ESNA Interviews Brian Bentz, CEO of Canada Utility Alectra Inc.
In advance of his keynote presentation at Energy Storage North America, Brian Bentz, the President and CEO of Alectra Inc., spoke with the Energy Storage North America team about energy storage planning, future technology trends and what he’s most looking forward to learning at ESNA.
Alectra is the largest municipally-owned utility by customer base in Canada and the second largest in North America after the Los Angeles Department of Water and Power.
1. With the increasing amount of DERs being added to the utility generation mix, what steps are you taking to integrate these resources?
We are exploring a variety of different strategies to help prepare our network for an increase in distributed generation.
Through our POWER.HOUSE pilot we’ve looked at how aggregating a group of residential customer site storage assets can be coordinated to more effectively manage an increase in solar penetration.
We also have some new pilots on the horizon to explore how to use smart charging stations to efficiently accommodate an increase in Electric Vehicles in our territory. We’re also in the early stages of determining how Distributed Energy Resource Management platforms (DERMS) can help manage a variety of both new distributed generation and traditional utility assets to maximize the locational benefit that DERs can provide. Ultimately we see the increase of DER penetration in our network as an exciting new opportunity for us.
2. What’s your company’s strategy with respect to energy storage?
Our approach to energy storage is to focus on exploring the full range of capabilities that the technology can provide, with the understanding that the value proposition it can deliver is still being defined.
We see ourselves as being in a capacity building stage, where we are getting familiar with both the hardware and software solutions that are available in the market, as well as the future value streams that they can unlock as market dynamics change.
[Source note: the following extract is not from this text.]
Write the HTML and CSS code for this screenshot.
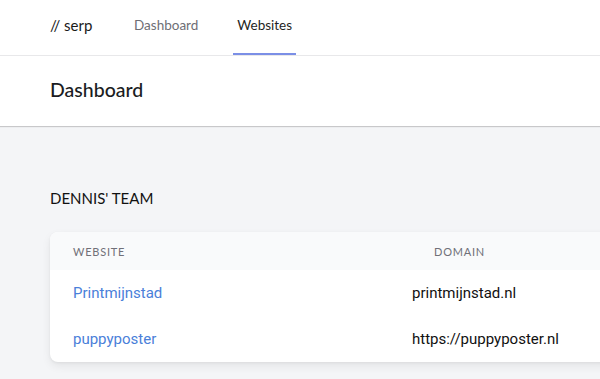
FILE: index.html
```html
<!DOCTYPE html>
<html>
<head>
<meta charset="utf-8">
<link rel="stylesheet" href="styles.css">
</head>
<body>
<nav class="topnav">
  <div class="logo">// serp</div>
  <div class="tabs">
    <a class="tab">Dashboard</a>
    <a class="tab active">Websites</a>
  </div>
</nav>
<header class="pagehead">
  <h1>Dashboard</h1>
</header>
<main class="main">
  <h2 class="team">DENNIS' TEAM</h2>
  <div class="card">
    <div class="row head">
      <div class="c1">Website</div>
      <div class="c2 hd">Domain</div>
    </div>
    <div class="row">
      <div class="c1"><a class="link">Printmijnstad</a></div>
      <div class="c2">printmijnstad.nl</div>
    </div>
    <div class="row">
      <div class="c1"><a class="link">puppyposter</a></div>
      <div class="c2">https://puppyposter.nl</div>
    </div>
  </div>
</main>
</body>
</html>
```
FILE: styles.css
```css
html, body { margin: 0; padding: 0; }
body {
  width: 600px;
  height: 379px;
  overflow: hidden;
  background: #f4f5f7;
  font-family: "Lato", "Noto Sans", sans-serif;
}
.topnav {
  height: 55px;
  background: #fff;
  border-bottom: 1px solid #e8e8ea;
  display: flex;
  align-items: stretch;
  padding-left: 50px;
}
.logo {
  display: flex;
  align-items: center;
  padding-bottom: 6px;
  font-size: 15px;
  color: #1a1a1a;
  width: 84px;
}
.tabs { display: flex; gap: 31px; }
.tab {
  display: flex;
  align-items: center;
  padding: 0 4px 4px;
  font-size: 13.5px;
  color: #6e6e75;
  border-bottom: 2px solid transparent;
}
.tab:first-child { padding-left: 0; }
.tab.active {
  color: #1f1f24;
  border-bottom-color: #7b8fe6;
}
.pagehead {
  height: 70px;
  background: #fff;
  box-shadow: 0 1px 1px rgba(0,0,0,0.18);
  display: flex;
  align-items: center;
  padding-left: 50px;
  position: relative;
}
.pagehead h1 {
  margin: 0 0 3px;
  font-size: 19.5px;
  font-weight: 500;
  color: #1a1c22;
}
.main { padding: 60px 0 0 50px; overflow: hidden; }
.team {
  margin: 0;
  font-size: 15px;
  font-weight: 400;
  color: #111;
  height: 24px;
  line-height: 24px;
}
.card {
  margin-top: 22px;
  margin-bottom: 20px;
  margin-right: -40px;
  background: #fff;
  border-radius: 8px;
  box-shadow: 0 4px 10px rgba(0,0,0,0.07), 0 1px 3px rgba(0,0,0,0.05);
  overflow: hidden;
}
.row {
  display: flex;
  align-items: center;
  height: 46px;
  font-family: "Roboto", sans-serif;
  font-size: 15px;
  color: #111;
}
.row.head {
  height: 38px;
  background: #f9fafb;
  font-family: "Lato", sans-serif;
  font-size: 11px;
  letter-spacing: 0.07em;
  text-transform: uppercase;
  color: #707078;
}
.c1 { width: 339px; padding-left: 23px; }
.c2 { flex: 1; }
.c2.hd { padding-left: 22px; }
.link { color: #4a80d9; text-decoration: none; }
```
Storage is such a flexible asset that it can be used to solve a variety of network problems that we may encounter down the road.
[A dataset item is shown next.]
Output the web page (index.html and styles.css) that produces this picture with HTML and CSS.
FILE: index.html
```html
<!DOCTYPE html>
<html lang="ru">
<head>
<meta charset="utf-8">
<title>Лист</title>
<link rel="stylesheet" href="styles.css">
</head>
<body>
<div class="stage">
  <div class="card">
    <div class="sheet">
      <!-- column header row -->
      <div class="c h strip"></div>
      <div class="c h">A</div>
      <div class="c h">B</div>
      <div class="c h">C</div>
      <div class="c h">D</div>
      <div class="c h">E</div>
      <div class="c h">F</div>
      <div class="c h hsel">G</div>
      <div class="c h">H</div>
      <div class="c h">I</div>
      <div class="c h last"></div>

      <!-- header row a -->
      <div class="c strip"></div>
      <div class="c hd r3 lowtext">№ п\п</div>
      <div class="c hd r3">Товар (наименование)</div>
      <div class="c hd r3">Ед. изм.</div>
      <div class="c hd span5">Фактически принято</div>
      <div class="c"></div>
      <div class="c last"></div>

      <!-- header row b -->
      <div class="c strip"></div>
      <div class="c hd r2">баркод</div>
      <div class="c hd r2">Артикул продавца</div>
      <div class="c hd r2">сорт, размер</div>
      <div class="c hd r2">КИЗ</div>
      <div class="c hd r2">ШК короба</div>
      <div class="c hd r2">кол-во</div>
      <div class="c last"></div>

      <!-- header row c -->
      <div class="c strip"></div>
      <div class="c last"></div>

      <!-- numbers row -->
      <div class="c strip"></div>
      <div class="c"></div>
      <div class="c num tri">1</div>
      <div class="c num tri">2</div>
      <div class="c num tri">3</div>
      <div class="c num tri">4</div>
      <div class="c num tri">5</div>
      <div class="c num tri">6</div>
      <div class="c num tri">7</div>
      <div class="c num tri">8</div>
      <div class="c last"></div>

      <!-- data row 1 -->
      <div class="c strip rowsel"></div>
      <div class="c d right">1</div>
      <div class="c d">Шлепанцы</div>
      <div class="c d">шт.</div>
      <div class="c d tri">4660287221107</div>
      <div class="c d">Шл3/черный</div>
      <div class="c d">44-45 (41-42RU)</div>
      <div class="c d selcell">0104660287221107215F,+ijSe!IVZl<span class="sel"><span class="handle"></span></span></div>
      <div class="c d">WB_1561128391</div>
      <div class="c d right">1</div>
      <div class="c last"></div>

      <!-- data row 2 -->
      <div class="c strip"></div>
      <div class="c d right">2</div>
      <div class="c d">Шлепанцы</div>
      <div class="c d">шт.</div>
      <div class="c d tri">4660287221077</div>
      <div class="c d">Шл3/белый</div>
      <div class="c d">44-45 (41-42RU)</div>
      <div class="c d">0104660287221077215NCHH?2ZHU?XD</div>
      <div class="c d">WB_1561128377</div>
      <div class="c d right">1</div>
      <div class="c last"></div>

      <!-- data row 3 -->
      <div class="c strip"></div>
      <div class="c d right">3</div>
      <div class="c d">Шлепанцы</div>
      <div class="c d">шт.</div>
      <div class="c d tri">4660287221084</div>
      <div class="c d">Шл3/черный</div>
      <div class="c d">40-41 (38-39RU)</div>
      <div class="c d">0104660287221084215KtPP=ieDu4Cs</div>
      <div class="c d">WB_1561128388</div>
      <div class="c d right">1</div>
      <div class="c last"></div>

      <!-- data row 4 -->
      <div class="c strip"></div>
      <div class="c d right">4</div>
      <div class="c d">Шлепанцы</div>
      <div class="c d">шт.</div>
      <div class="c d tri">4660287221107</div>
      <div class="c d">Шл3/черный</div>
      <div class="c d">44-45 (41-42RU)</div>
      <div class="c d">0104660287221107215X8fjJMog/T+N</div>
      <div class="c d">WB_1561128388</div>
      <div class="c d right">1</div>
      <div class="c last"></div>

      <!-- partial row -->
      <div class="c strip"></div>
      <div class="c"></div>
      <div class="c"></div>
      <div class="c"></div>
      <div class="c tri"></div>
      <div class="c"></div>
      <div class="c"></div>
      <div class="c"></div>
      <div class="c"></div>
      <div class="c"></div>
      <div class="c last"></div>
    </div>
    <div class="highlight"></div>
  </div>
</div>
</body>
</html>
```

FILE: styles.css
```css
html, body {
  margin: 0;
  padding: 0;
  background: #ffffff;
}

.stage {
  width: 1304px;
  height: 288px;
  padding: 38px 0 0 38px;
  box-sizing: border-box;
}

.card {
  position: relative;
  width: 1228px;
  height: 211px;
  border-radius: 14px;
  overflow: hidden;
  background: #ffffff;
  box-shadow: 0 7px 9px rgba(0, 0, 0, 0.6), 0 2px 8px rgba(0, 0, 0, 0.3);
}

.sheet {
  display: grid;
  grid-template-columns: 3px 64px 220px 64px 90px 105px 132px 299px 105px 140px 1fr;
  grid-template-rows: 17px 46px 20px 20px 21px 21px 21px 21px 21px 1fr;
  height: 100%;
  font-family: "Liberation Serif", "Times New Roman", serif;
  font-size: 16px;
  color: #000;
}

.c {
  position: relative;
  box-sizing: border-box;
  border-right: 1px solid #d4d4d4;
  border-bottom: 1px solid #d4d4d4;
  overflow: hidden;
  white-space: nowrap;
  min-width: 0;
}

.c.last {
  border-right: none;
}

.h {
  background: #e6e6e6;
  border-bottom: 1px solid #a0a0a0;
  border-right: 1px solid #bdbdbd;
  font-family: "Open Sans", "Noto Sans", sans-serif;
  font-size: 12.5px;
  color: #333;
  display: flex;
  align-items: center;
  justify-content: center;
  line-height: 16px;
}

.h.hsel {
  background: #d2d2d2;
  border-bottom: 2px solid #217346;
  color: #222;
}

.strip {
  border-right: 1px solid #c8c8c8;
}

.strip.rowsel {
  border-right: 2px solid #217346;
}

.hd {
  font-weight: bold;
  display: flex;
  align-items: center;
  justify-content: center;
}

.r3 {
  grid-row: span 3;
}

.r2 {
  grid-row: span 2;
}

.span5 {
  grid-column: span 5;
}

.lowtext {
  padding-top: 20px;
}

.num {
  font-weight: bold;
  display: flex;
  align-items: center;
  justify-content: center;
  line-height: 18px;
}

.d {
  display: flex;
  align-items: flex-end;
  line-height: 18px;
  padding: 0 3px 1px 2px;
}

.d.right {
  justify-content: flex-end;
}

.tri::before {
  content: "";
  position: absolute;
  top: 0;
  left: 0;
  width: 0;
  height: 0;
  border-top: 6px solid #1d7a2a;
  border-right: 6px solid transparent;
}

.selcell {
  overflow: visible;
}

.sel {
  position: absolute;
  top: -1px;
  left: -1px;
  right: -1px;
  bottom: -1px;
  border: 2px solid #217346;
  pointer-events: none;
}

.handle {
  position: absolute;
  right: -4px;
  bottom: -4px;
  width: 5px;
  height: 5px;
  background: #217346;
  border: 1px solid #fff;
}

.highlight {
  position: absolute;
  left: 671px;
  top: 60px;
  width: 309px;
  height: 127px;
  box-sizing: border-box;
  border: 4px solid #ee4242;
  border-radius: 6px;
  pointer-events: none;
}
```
Building our expertise in the area of energy storage management now will put us in an advantageous position in the future when technology costs decline and market services become increasingly available.
3. In your view, which use cases for storage offer the greatest benefit within your grid territory?
The characteristics of storage, either distributed or utility scale, lend themselves well to a few key services.
The first is firming renewable intermittency so that we can dispatch it when we need it. That is probably the most natural fit for storage and one of its key value propositions. The second is on-site resiliency. However, given the reliability of our network, we don’t often see this as a major driving force to adopt energy storage today.
Capital deferral and market services are also compelling value streams for storage. What we’ve seen is that the core capabilities of energy storage– its fast response time, high availability, and low maintenance profile – can be applied to such a wide variety of use cases that the real value lies in its flexibility. In other words, it’s not a single use case that makes energy storage so attractive to our network operators, but the fact that it can adapt to address multiple use cases as the dynamics of our system load change.
4. What are the top 2 or 3 technology trends that you see impacting your business in the coming years?
The rise of behind the meter generating resources will certainly have a major impact, particularly as these technologies come down in cost. The move towards more sustainable, renewable forms of generation to meet our electrical and heating needs can also potentially result in a significant shift in the shape and magnitude of our system load. We also see the increase of electric vehicles and the expansion of EV charging infrastructure as having a significant impact on our business. The technology that will enable virtual power plants and aggregation will be in demand. Each of these trends presents both opportunities and challenges that we as an energy services provider will have to adapt to. We are also seeing a rising trend in interest in transactive energy, which we are very keen to learn more about.
5. How would you characterize the Canadian storage market from a policy perspective?
There are several policies, both at the Canadian provincial and federal levels, that could support an increase in demand for storage in the near future. In Ontario, recent changes to rate regulation now permit smaller commercial and industrial customers to opt in to a rate class in which demand charges make up a much larger proportion of their bill. This would effectively allow a much larger group of customers to take advantage of the functionality that storage is ideally suited to provide. Recent changes to the provincial net metering regulation also now permit storage to be considered as a renewable resource, provided it is connected to renewable generation, making the business case for storage far more appealing. Finally, Ontario’s Independent Electricity System Operator (IESO) last year issued a Request for Information (RFI) to better understand the potential benefits of expanding its regulated market, which could signal an opportunity for owners of storage systems to add another layer to their value stack.
At the federal level, the Canadian government recently implemented a National Carbon Policy that requires all provinces to develop some form of carbon pricing, either through a carbon tax or a cap and trade system. This certainly paves the way for the economic case for storage to become stronger.
6. What are you most looking forward to seeing/learning at Energy Storage North America this summer?
We are interested in catching up with the latest trends, initiatives and learnings from other innovative utilities and technology providers. We are also keen to learn how other players have successfully implemented business models for energy storage for their customers.